Task brief: Leave out the pictures and copy everything else below exactly.

▼

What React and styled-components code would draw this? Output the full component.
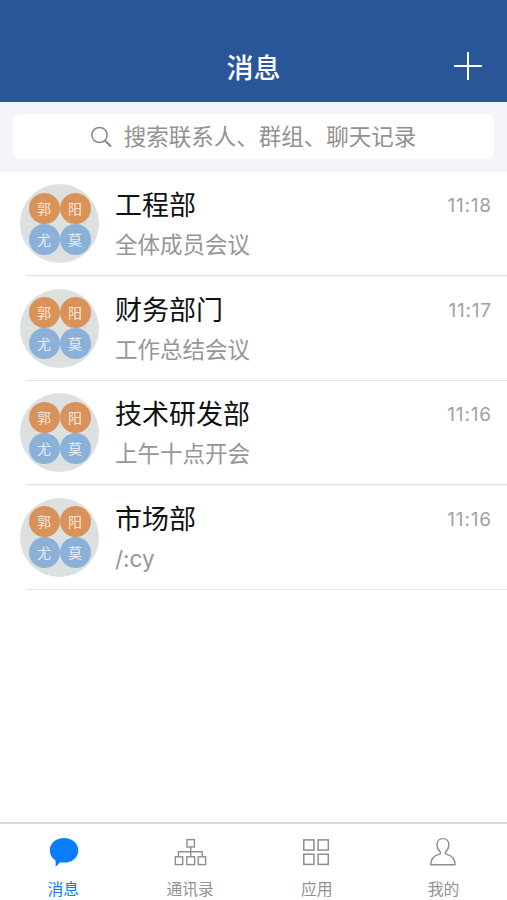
import React from "react";
import styled, { createGlobalStyle } from 'styled-components';

const chats = [
  { id: 1, name: '工程部', message: '全体成员会议', time: '11:18' },
  { id: 2, name: '财务部门', message: '工作总结会议', time: '11:17' },
  { id: 3, name: '技术研发部', message: '上午十点开会', time: '11:16' },
  { id: 4, name: '市场部', message: '/:cy', time: '11:16' },
];

const members = [
  { name: '郭', color: '#d9935a' },
  { name: '阳', color: '#d9935a' },
  { name: '尤', color: '#8bb1d8' },
  { name: '莫', color: '#8bb1d8' },
];

const BubbleIcon = () => (
  <svg width="34" height="34" viewBox="-1 0 34 34">
    <path d="M17 3.100C25 3.100 31.300 8.400 31.300 15.400S25 27.600 17 27.600c-1.400 0-2.700-.1-3.900-.4-1.200 1.500-2.500 2.900-4.600 4.200.3-1.700.3-3.700-.2-6.100C5 23.100 2.800 19.500 2.800 15.400 2.800 8.400 9 3.100 17 3.100z" fill="#0a7cff" />
  </svg>
);

const OrgIcon = () => (
  <svg width="34" height="34" viewBox="0 0 34 34" fill="none" stroke="#8e8e8e" strokeWidth="1.4">
    <rect x="14" y="4.600" width="7.400" height="7.400" />
    <rect x="2.300" y="21.800" width="7.400" height="7.800" />
    <rect x="13.800" y="21.800" width="7.800" height="7.800" />
    <rect x="25.200" y="21.800" width="7.400" height="7.800" />
    <path d="M17.700 12v9.800M5.500 21.800v-5h23.700v5" />
  </svg>
);

const AppsIcon = () => (
  <svg width="34" height="34" viewBox="1 0 34 34" fill="none" stroke="#8e8e8e" strokeWidth="1.5">
    <rect x="4.800" y="4.900" width="10.200" height="10.200" />
    <rect x="19.100" y="4.900" width="10.200" height="10.200" />
    <rect x="4.800" y="19.200" width="10.200" height="10.200" />
    <rect x="19.100" y="19.200" width="10.200" height="10.200" />
  </svg>
);

const PersonIcon = () => (
  <svg width="34" height="34" viewBox="1 0 34 34" fill="none" stroke="#8e8e8e" strokeWidth="1.4" strokeLinejoin="round">
    <path d="M14.500 18.300c.2-.6 0-1.200-.5-1.700C12.100 15 11 12.400 11 9.800c0-3.700 2.500-6.200 5.900-6.200s5.900 2.500 5.900 6.200c0 2.600-1.100 5.200-3 6.800-.5.5-.7 1.100-.5 1.700.2.7.8.9 1.500 1.100 4.700 1.200 8.300 4.500 8.300 10.400H4.700c0-5.900 3.600-9.200 8.300-10.400.7-.2 1.300-.4 1.500-1.100z" />
  </svg>
);

const tabs = [
  { label: '消息', icon: BubbleIcon, active: true },
  { label: '通讯录', icon: OrgIcon },
  { label: '应用', icon: AppsIcon },
  { label: '我的', icon: PersonIcon },
];

const Chat = ({ chat }) => (
  <ChatRow>
    <Avatar>
      {members.map(m => <Member key={m.name} $color={m.color}>{m.name}</Member>)}
    </Avatar>
    <ChatBody>
      <ChatText>
        <ChatName>{chat.name}</ChatName>
        <ChatMessage>{chat.message}</ChatMessage>
      </ChatText>
      <Time>{chat.time}</Time>
    </ChatBody>
  </ChatRow>
);

function App() {
  return (
    <>
      <GlobalStyle />
      <Screen>
        <Header>
          <span />
          <Title>消息</Title>
          <AddButton aria-label="add">
            <svg width="30" height="30" viewBox="0 0 30 30">
              <path d="M15 1v28M1 15h28" stroke="#fff" strokeWidth="2" />
            </svg>
          </AddButton>
        </Header>
        <SearchBar>
          <SearchField>
            <svg width="22" height="22" viewBox="0 0 22 22" fill="none" stroke="#8a8a8a">
              <circle cx="8.500" cy="9" r="7.600" strokeWidth="1.500" />
              <path d="M14 14.500l6 6" strokeWidth="2.200" />
            </svg>
            <Placeholder>搜索联系人、群组、聊天记录</Placeholder>
          </SearchField>
        </SearchBar>
        <List>
          {chats.map(chat => <Chat key={chat.id} chat={chat} />)}
        </List>
        <TabBar>
          {tabs.map(({ label, icon: Icon, active }) => (
            <Tab key={label} $active={active}>
              <Icon />
              <TabLabel>{label}</TabLabel>
            </Tab>
          ))}
        </TabBar>
      </Screen>
    </>
  );
}

const GlobalStyle = createGlobalStyle`
  * {
    box-sizing: border-box;
  }
  body {
    margin: 0;
    background-color: white;
    font-family: Inter, "Noto Sans CJK SC", sans-serif;
  }
`
const Screen = styled.div`
  display: flex;
  flex-direction: column;
  height: 100vh;
  overflow: hidden;
`
const Header = styled.header`
  display: grid;
  grid-template-columns: 1fr auto 1fr;
  align-items: center;
  height: 102px;
  flex-shrink: 0;
  padding: 35px 24px 0;
  background-color: #295699;
  color: white;
`
const Title = styled.h1`
  margin: 0;
  font-size: 27px;
  font-weight: 500;
  line-height: 40px;
`
const AddButton = styled.button`
  justify-self: end;
  display: flex;
  padding: 0;
  border: 0;
  background: none;
  margin-bottom: 6px;
`
const SearchBar = styled.div`
  height: 70px;
  flex-shrink: 0;
  padding: 12px 13px 13px;
  background-color: #f3f5f9;
`
const SearchField = styled.div`
  display: flex;
  align-items: center;
  justify-content: center;
  gap: 11px;
  height: 45px;
  border-radius: 7px;
  background-color: white;
`
const Placeholder = styled.span`
  color: #929292;
  font-size: 22.5px;
  line-height: 34px;
`
const List = styled.main`
  flex: 1;
`
const ChatRow = styled.div`
  display: flex;
  height: 104.5px;
  padding-left: 20px;
  background: linear-gradient(#e4e4e6, #e4e4e6) 26px 100% / 100% 1.5px no-repeat;
`
const Avatar = styled.div`
  display: grid;
  grid-template-columns: 31px 31px;
  grid-template-rows: 31px 31px;
  place-content: center;
  width: 79px;
  height: 79px;
  margin-top: 12px;
  border-radius: 50%;
  background-color: #dce0df;
`
const Member = styled.div`
  display: flex;
  align-items: center;
  justify-content: center;
  padding-top: 1px;
  border-radius: 50%;
  background-color: ${props => props.$color};
  color: rgba(255, 255, 255, .8);
  font-size: 14px;
  line-height: 20px;
`
const ChatBody = styled.div`
  flex: 1;
  display: flex;
  justify-content: space-between;
  padding: 14px 16px 0;
`
const ChatText = styled.div`
  display: flex;
  flex-direction: column;
`
const ChatName = styled.div`
  color: #111;
  font-size: 27px;
  line-height: 40px;
`
const ChatMessage = styled.div`
  color: #969696;
  font-size: 22.5px;
  line-height: 38px;
`
const Time = styled.div`
  color: #a2a2a2;
  font-size: 19px;
  letter-spacing: .8px;
  line-height: 40px;
  margin-right: -.8px;
`
const TabBar = styled.nav`
  display: grid;
  grid-template-columns: repeat(4, 1fr);
  height: 78.5px;
  flex-shrink: 0;
  border-top: 2px solid #d9d9d9;
`
const Tab = styled.div`
  display: flex;
  flex-direction: column;
  align-items: center;
  padding-top: 11px;
  color: ${props => props.$active ? '#0a7cff' : '#929292'};
`
const TabLabel = styled.span`
  margin-top: 9px;
  font-size: 15.8px;
  line-height: 24px;
`

export default App;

▲

Correct answer:
What React and styled-components code would draw this? Output the full component.
import React from "react";
import styled, { createGlobalStyle } from 'styled-components';

const chats = [
  { id: 1, name: '工程部', message: '全体成员会议', time: '11:18' },
  { id: 2, name: '财务部门', message: '工作总结会议', time: '11:17' },
  { id: 3, name: '技术研发部', message: '上午十点开会', time: '11:16' },
  { id: 4, name: '市场部', message: '/:cy', time: '11:16' },
];

const members = [
  { name: '郭', color: '#d9935a' },
  { name: '阳', color: '#d9935a' },
  { name: '尤', color: '#8bb1d8' },
  { name: '莫', color: '#8bb1d8' },
];

const BubbleIcon = () => (
  <svg width="34" height="34" viewBox="-1 0 34 34">
    <path d="M17 3.100C25 3.100 31.300 8.400 31.300 15.400S25 27.600 17 27.600c-1.400 0-2.700-.1-3.900-.4-1.200 1.500-2.500 2.900-4.600 4.200.3-1.700.3-3.700-.2-6.100C5 23.100 2.800 19.500 2.800 15.400 2.800 8.400 9 3.100 17 3.100z" fill="#0a7cff" />
  </svg>
);

const OrgIcon = () => (
  <svg width="34" height="34" viewBox="0 0 34 34" fill="none" stroke="#8e8e8e" strokeWidth="1.4">
    <rect x="14" y="4.600" width="7.400" height="7.400" />
    <rect x="2.300" y="21.800" width="7.400" height="7.800" />
    <rect x="13.800" y="21.800" width="7.800" height="7.800" />
    <rect x="25.200" y="21.800" width="7.400" height="7.800" />
    <path d="M17.700 12v9.800M5.500 21.800v-5h23.700v5" />
  </svg>
);

const AppsIcon = () => (
  <svg width="34" height="34" viewBox="1 0 34 34" fill="none" stroke="#8e8e8e" strokeWidth="1.5">
    <rect x="4.800" y="4.900" width="10.200" height="10.200" />
    <rect x="19.100" y="4.900" width="10.200" height="10.200" />
    <rect x="4.800" y="19.200" width="10.200" height="10.200" />
    <rect x="19.100" y="19.200" width="10.200" height="10.200" />
  </svg>
);

const PersonIcon = () => (
  <svg width="34" height="34" viewBox="1 0 34 34" fill="none" stroke="#8e8e8e" strokeWidth="1.4" strokeLinejoin="round">
    <path d="M14.500 18.300c.2-.6 0-1.200-.5-1.700C12.100 15 11 12.400 11 9.800c0-3.700 2.500-6.200 5.900-6.200s5.900 2.500 5.900 6.200c0 2.600-1.100 5.200-3 6.800-.5.5-.7 1.100-.5 1.700.2.7.8.9 1.500 1.100 4.700 1.200 8.300 4.500 8.300 10.400H4.700c0-5.900 3.600-9.200 8.300-10.400.7-.2 1.300-.4 1.500-1.100z" />
  </svg>
);

const tabs = [
  { label: '消息', icon: BubbleIcon, active: true },
  { label: '通讯录', icon: OrgIcon },
  { label: '应用', icon: AppsIcon },
  { label: '我的', icon: PersonIcon },
];

const Chat = ({ chat }) => (
  <ChatRow>
    <Avatar>
      {members.map(m => <Member key={m.name} $color={m.color}>{m.name}</Member>)}
    </Avatar>
    <ChatBody>
      <ChatText>
        <ChatName>{chat.name}</ChatName>
        <ChatMessage>{chat.message}</ChatMessage>
      </ChatText>
      <Time>{chat.time}</Time>
    </ChatBody>
  </ChatRow>
);

function App() {
  return (
    <>
      <GlobalStyle />
      <Screen>
        <Header>
          <span />
          <Title>消息</Title>
          <AddButton aria-label="add">
            <svg width="30" height="30" viewBox="0 0 30 30">
              <path d="M15 1v28M1 15h28" stroke="#fff" strokeWidth="2" />
            </svg>
          </AddButton>
        </Header>
        <SearchBar>
          <SearchField>
            <svg width="22" height="22" viewBox="0 0 22 22" fill="none" stroke="#8a8a8a">
              <circle cx="8.500" cy="9" r="7.600" strokeWidth="1.500" />
              <path d="M14 14.500l6 6" strokeWidth="2.200" />
            </svg>
            <Placeholder>搜索联系人、群组、聊天记录</Placeholder>
          </SearchField>
        </SearchBar>
        <List>
          {chats.map(chat => <Chat key={chat.id} chat={chat} />)}
        </List>
        <TabBar>
          {tabs.map(({ label, icon: Icon, active }) => (
            <Tab key={label} $active={active}>
              <Icon />
              <TabLabel>{label}</TabLabel>
            </Tab>
          ))}
        </TabBar>
      </Screen>
    </>
  );
}

const GlobalStyle = createGlobalStyle`
  * {
    box-sizing: border-box;
  }
  body {
    margin: 0;
    background-color: white;
    font-family: Inter, "Noto Sans CJK SC", sans-serif;
  }
`
const Screen = styled.div`
  display: flex;
  flex-direction: column;
  height: 100vh;
  overflow: hidden;
`
const Header = styled.header`
  display: grid;
  grid-template-columns: 1fr auto 1fr;
  align-items: center;
  height: 102px;
  flex-shrink: 0;
  padding: 35px 24px 0;
  background-color: #295699;
  color: white;
`
const Title = styled.h1`
  margin: 0;
  font-size: 27px;
  font-weight: 500;
  line-height: 40px;
`
const AddButton = styled.button`
  justify-self: end;
  display: flex;
  padding: 0;
  border: 0;
  background: none;
  margin-bottom: 6px;
`
const SearchBar = styled.div`
  height: 70px;
  flex-shrink: 0;
  padding: 12px 13px 13px;
  background-color: #f3f5f9;
`
const SearchField = styled.div`
  display: flex;
  align-items: center;
  justify-content: center;
  gap: 11px;
  height: 45px;
  border-radius: 7px;
  background-color: white;
`
const Placeholder = styled.span`
  color: #929292;
  font-size: 22.5px;
  line-height: 34px;
`
const List = styled.main`
  flex: 1;
`
const ChatRow = styled.div`
  display: flex;
  height: 104.5px;
  padding-left: 20px;
  background: linear-gradient(#e4e4e6, #e4e4e6) 26px 100% / 100% 1.5px no-repeat;
`
const Avatar = styled.div`
  display: grid;
  grid-template-columns: 31px 31px;
  grid-template-rows: 31px 31px;
  place-content: center;
  width: 79px;
  height: 79px;
  margin-top: 12px;
  border-radius: 50%;
  background-color: #dce0df;
`
const Member = styled.div`
  display: flex;
  align-items: center;
  justify-content: center;
  padding-top: 1px;
  border-radius: 50%;
  background-color: ${props => props.$color};
  color: rgba(255, 255, 255, .8);
  font-size: 14px;
  line-height: 20px;
`
const ChatBody = styled.div`
  flex: 1;
  display: flex;
  justify-content: space-between;
  padding: 14px 16px 0;
`
const ChatText = styled.div`
  display: flex;
  flex-direction: column;
`
const ChatName = styled.div`
  color: #111;
  font-size: 27px;
  line-height: 40px;
`
const ChatMessage = styled.div`
  color: #969696;
  font-size: 22.5px;
  line-height: 38px;
`
const Time = styled.div`
  color: #a2a2a2;
  font-size: 19px;
  letter-spacing: .8px;
  line-height: 40px;
  margin-right: -.8px;
`
const TabBar = styled.nav`
  display: grid;
  grid-template-columns: repeat(4, 1fr);
  height: 78.5px;
  flex-shrink: 0;
  border-top: 2px solid #d9d9d9;
`
const Tab = styled.div`
  display: flex;
  flex-direction: column;
  align-items: center;
  padding-top: 11px;
  color: ${props => props.$active ? '#0a7cff' : '#929292'};
`
const TabLabel = styled.span`
  margin-top: 9px;
  font-size: 15.8px;
  line-height: 24px;
`

export default App;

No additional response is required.